Difference between strlen(str.c_str()) and str.length() for std::string


As an implicit understanding, I always thought that every implementation of std::string necessarily must satisfy strlen(str.c_str()) == str.length() for every string str.

What does the C++ standard say about this? (Does it?)

Background: At least the implementations shipped with Visual C++ and gcc do not have this property. Consider this example (see here for a live example):

// Output:
// string says its length is: 13
// strlen says: 5
#include <iostream>
#include <cstring>
#include <string>

int main() {
  std::string str = "Hello, world!";
  str[5] = 0;
  std::cout << "string says its length is: " << str.length() << std::endl;
  std::cout << "strlen says: " << strlen(str.c_str()) << std::endl;
  return 0;
}

Of course, the writing operation without str noticing is causing "the problem". But that's not my question. I want to know what the standard has to say about this behavior.


Solution

  • Your understanding is incorrect. Sort of.

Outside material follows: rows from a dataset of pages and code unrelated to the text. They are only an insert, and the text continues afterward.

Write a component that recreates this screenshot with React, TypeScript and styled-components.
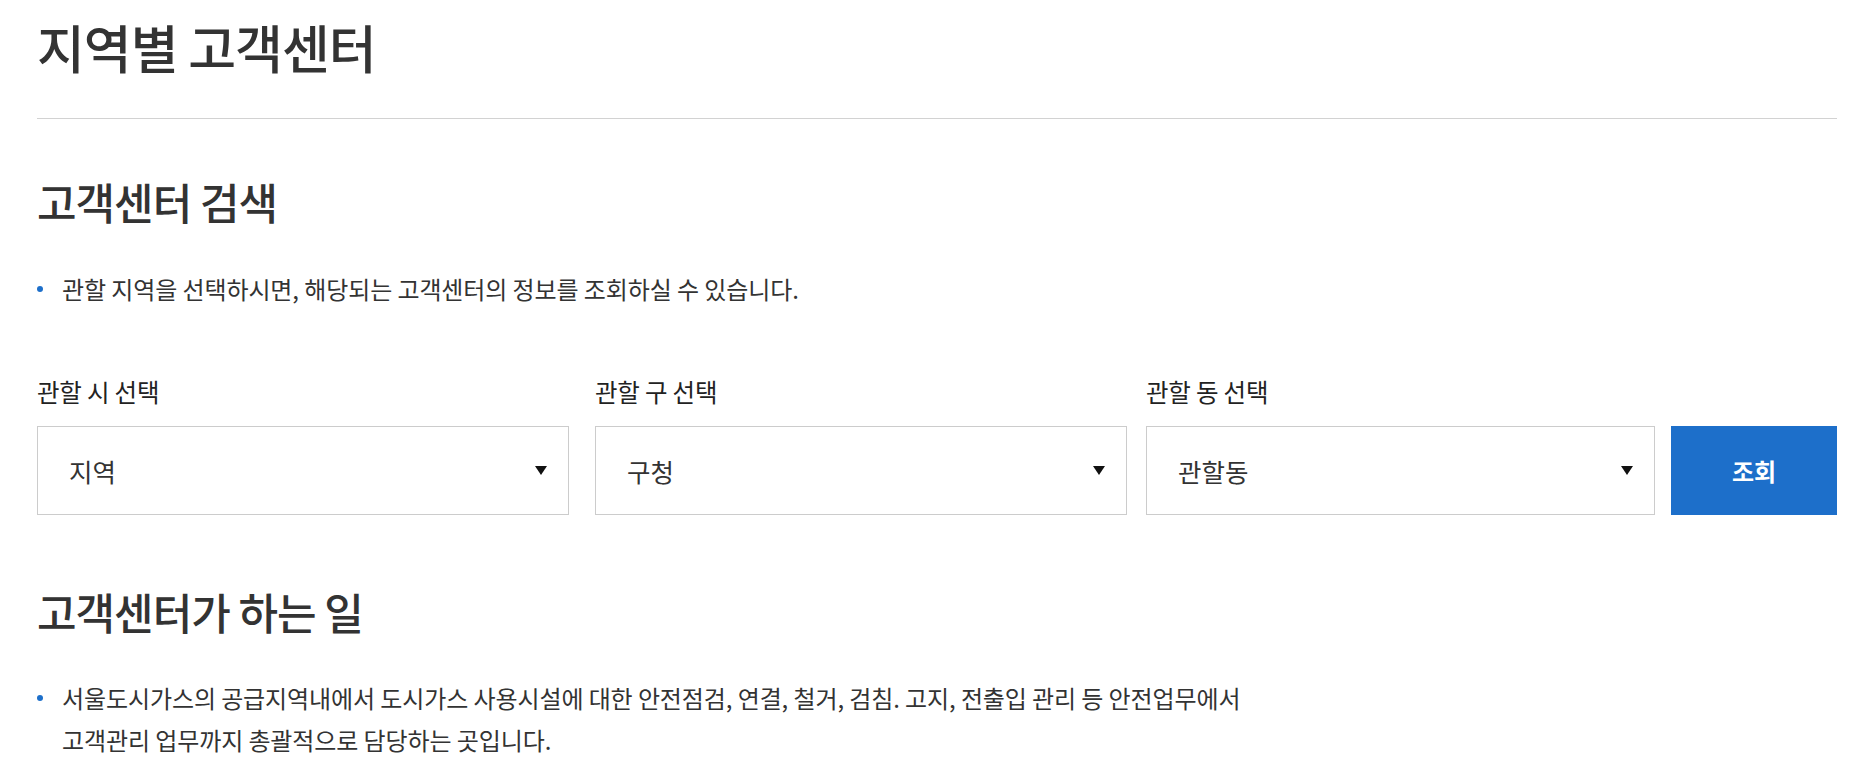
import React from "react";
import styled, { createGlobalStyle } from "styled-components";

const GlobalStyle = createGlobalStyle`
  html, body {
    margin: 0;
    padding: 0;
    background: #ffffff;
  }
  body {
    font-family: "Noto Sans CJK KR", "Noto Sans", sans-serif;
    color: #333333;
  }
  * { box-sizing: border-box; }
`;

const Page = styled.main`
  width: 1800px;
  margin-left: 37px;
  padding-bottom: 20px;
`;

const PageTitle = styled.h1`
  margin: 17px 0 0;
  font-size: 52px;
  line-height: 60px;
  font-weight: 500;
  letter-spacing: -1px;
  color: #333333;
`;

const Divider = styled.hr`
  margin: 41px 0 0;
  border: 0;
  border-top: 1px solid #d2d2d2;
  height: 0;
`;

const SectionTitle = styled.h2<{ $top: number }>`
  margin: ${(p) => p.$top}px 0 0;
  font-size: 43px;
  line-height: 50px;
  font-weight: 500;
  letter-spacing: -1px;
  color: #333333;
`;

const BulletList = styled.ul<{ $top: number }>`
  list-style: none;
  margin: ${(p) => p.$top}px 0 0;
  padding: 0;
`;

const BulletItem = styled.li`
  position: relative;
  padding-left: 25px;
  font-size: 24px;
  line-height: 42px;
  color: #333333;
  letter-spacing: -0.1px;

  &::before {
    content: "";
    position: absolute;
    left: 0;
    top: 18px;
    width: 6px;
    height: 6px;
    border-radius: 50%;
    background: #1d6fca;
  }
`;

const SearchForm = styled.form`
  display: flex;
  align-items: flex-end;
  margin-top: 67px;
`;

const Field = styled.div<{ $width: number; $gap: number }>`
  display: flex;
  flex-direction: column;
  width: ${(p) => p.$width}px;
  margin-right: ${(p) => p.$gap}px;
`;

const Label = styled.label`
  font-size: 24.5px;
  line-height: 30px;
  color: #222222;
  margin-bottom: 19px;
  letter-spacing: -0.2px;
`;

const SelectBox = styled.div`
  display: flex;
  align-items: center;
  justify-content: space-between;
  height: 89px;
  padding: 0 21px 0 31px;
  border: 1px solid #cccccc;
  background: #ffffff;
  font-size: 25.5px;
  color: #333333;
  cursor: pointer;
`;

const SearchButton = styled.button`
  width: 166px;
  height: 89px;
  border: 0;
  background: #1d6fca;
  color: #ffffff;
  font-family: inherit;
  font-size: 24px;
  font-weight: 700;
  cursor: pointer;
`;

const Arrow = () => (
  <svg width="12" height="9" viewBox="0 0 12 9" aria-hidden="true">
    <path d="M0 0 H12 L6 9 Z" fill="#111111" />
  </svg>
);

const fields = [
  { label: "관할 시 선택", value: "지역", width: 532, gap: 26 },
  { label: "관할 구 선택", value: "구청", width: 532, gap: 19 },
  { label: "관할 동 선택", value: "관할동", width: 509, gap: 16 },
];

export default function App() {
  return (
    <>
      <GlobalStyle />
      <Page>
        <PageTitle>지역별 고객센터</PageTitle>
        <Divider />

        <SectionTitle $top={57}>고객센터 검색</SectionTitle>
        <BulletList $top={42}>
          <BulletItem>
            관할 지역을 선택하시면, 해당되는 고객센터의 정보를 조회하실 수 있습니다.
          </BulletItem>
        </BulletList>

        <SearchForm onSubmit={(e) => e.preventDefault()}>
          {fields.map((f) => (
            <Field key={f.label} $width={f.width} $gap={f.gap}>
              <Label>{f.label}</Label>
              <SelectBox role="combobox">
                <span>{f.value}</span>
                <Arrow />
              </SelectBox>
            </Field>
          ))}
          <SearchButton type="submit">조회</SearchButton>
        </SearchForm>

        <SectionTitle $top={71}>고객센터가 하는 일</SectionTitle>
        <BulletList $top={41}>
          <BulletItem>
            서울도시가스의 공급지역내에서 도시가스 사용시설에 대한 안전점검, 연결, 철거, 검침. 고지, 전출입 관리 등 안전업무에서
            <br />
            고객관리 업무까지 총괄적으로 담당하는 곳입니다.
          </BulletItem>
        </BulletList>
      </Page>
    </>
  );
}
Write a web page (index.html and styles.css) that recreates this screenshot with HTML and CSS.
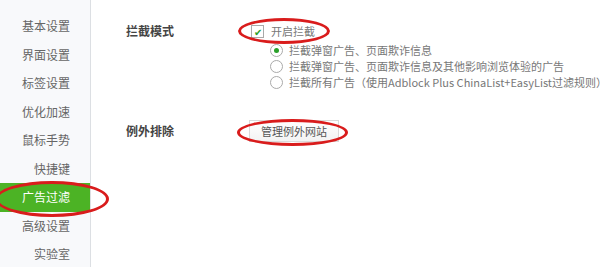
FILE: index.html
```html
<!DOCTYPE html>
<html lang="zh-CN">
<head>
  <meta charset="UTF-8">
  <title>广告过滤</title>
  <link rel="stylesheet" href="styles.css">
</head>
<body>
  <div class="sidebar">
    <div class="item">基本设置</div>
    <div class="item">界面设置</div>
    <div class="item">标签设置</div>
    <div class="item">优化加速</div>
    <div class="item">鼠标手势</div>
    <div class="item">快捷键</div>
    <div class="item active">广告过滤</div>
    <div class="item">高级设置</div>
    <div class="item">实验室</div>
  </div>
  <div class="main">
    <div class="row">
      <div class="label">拦截模式</div>
      <div class="field">
        <div class="check"><span class="box">&#10004;</span>开启拦截</div>
        <div class="radios">
          <div class="radio on"><span class="dot"></span>拦截弹窗广告、页面欺诈信息</div>
          <div class="radio"><span class="dot"></span>拦截弹窗广告、页面欺诈信息及其他影响浏览体验的广告</div>
          <div class="radio"><span class="dot"></span>拦截所有广告（使用Adblock Plus ChinaList+EasyList过滤规则）</div>
        </div>
      </div>
    </div>
    <div class="row except">
      <div class="label">例外排除</div>
      <div class="field">
        <button class="button">管理例外网站</button>
      </div>
    </div>
  </div>
  <div class="mark mark-check"></div>
  <div class="mark mark-button"></div>
  <div class="mark mark-menu"></div>
</body>
</html>
```

FILE: styles.css
```css
html,body{height: 100%;margin: 0;}
body{
  display: flex;
  font-family: "Microsoft YaHei", "Noto Sans CJK SC", sans-serif;
  font-size: 11px;
  background: #fff;
  color: #555;
  overflow: hidden;
  position: relative;
}
.sidebar{
  width: 90px;
  flex: none;
  background: #f8f9fb;
  border-right: 1px solid #dcdfe3;
  padding-top: 12px;
}
.item{
  height: 28.5px;
  line-height: 28.5px;
  text-align: right;
  padding-right: 20px;
  font-size: 12px;
  color: #666;
}
.item.active{
  background: #4cb325;
  color: #fff;
}
.main{
  flex: 1;
  min-width: 0;
  padding: 20px 0 0 35px;
  white-space: nowrap;
}
.row{
  display: flex;
}
.label{
  width: 125px;
  flex: none;
  font-size: 12px;
  font-weight: bold;
  color: #444;
  line-height: 22px;
}
.check{
  display: flex;
  align-items: center;
  height: 22px;
  color: #777;
}
.box{
  width: 11px;
  height: 11px;
  border: 1px solid #aaa;
  margin-right: 7px;
  font-size: 10px;
  line-height: 11px;
  text-align: center;
  color: #2aa02a;
}
.radios{
  padding-left: 19px;
}
.radio{
  display: flex;
  align-items: center;
  height: 16px;
  color: #777;
}
.dot{
  width: 11px;
  height: 11px;
  flex: none;
  border: 1px solid #aaa;
  border-radius: 50%;
  margin-right: 6px;
  position: relative;
}
.radio.on .dot::after{
  content: "";
  position: absolute;
  left: 3px;
  top: 3px;
  width: 5px;
  height: 5px;
  border-radius: 50%;
  background: #2aa02a;
}
.except{
  margin-top: 30px;
}
.button{
  font-family: inherit;
  font-size: 11px;
  color: #555;
  background: linear-gradient(#fff, #f3f3f3);
  border: 1px solid #dadada;
  height: 22px;
  padding: 0 11px;
  margin-left: -2px;
}
.mark{
  position: absolute;
  border: 3px solid #d91c1c;
  border-radius: 50%;
}
.mark-check{left: 238px; top: 18px; width: 86px; height: 20px;}
.mark-button{left: 237px; top: 119px; width: 105px; height: 21px;}
.mark-menu{top: 181px; width: 108px; height: 30px; left: -5px;}
```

    std::string may contain chars with the value '\0'; when you extract a C-string, you have no way of knowing how long it is other than to scan for \0s, which by necessity cannot account for "binary data".

    This is a limitation of strlen, and one that std::string "fixes" by actually remembering this metadata as a count of chars that it knows are encapsulated.

    The standard doesn't really need to "say" anything about it, except that std::string::length gives you the string length, no matter what the value of the chars you inserted into the string, and that is it not prohibited to insert a '\0'. By contrast, strlen is defined to tell you how many chars exist up to the next \0, which is a fundamentally different definition.

    There is no explicit wording about this, because there does not need to be. If there were an exception to the very simple rules ("there is a string; it has chars; it can tell you how many chars it has") then that would be stated explicitly… and it's not.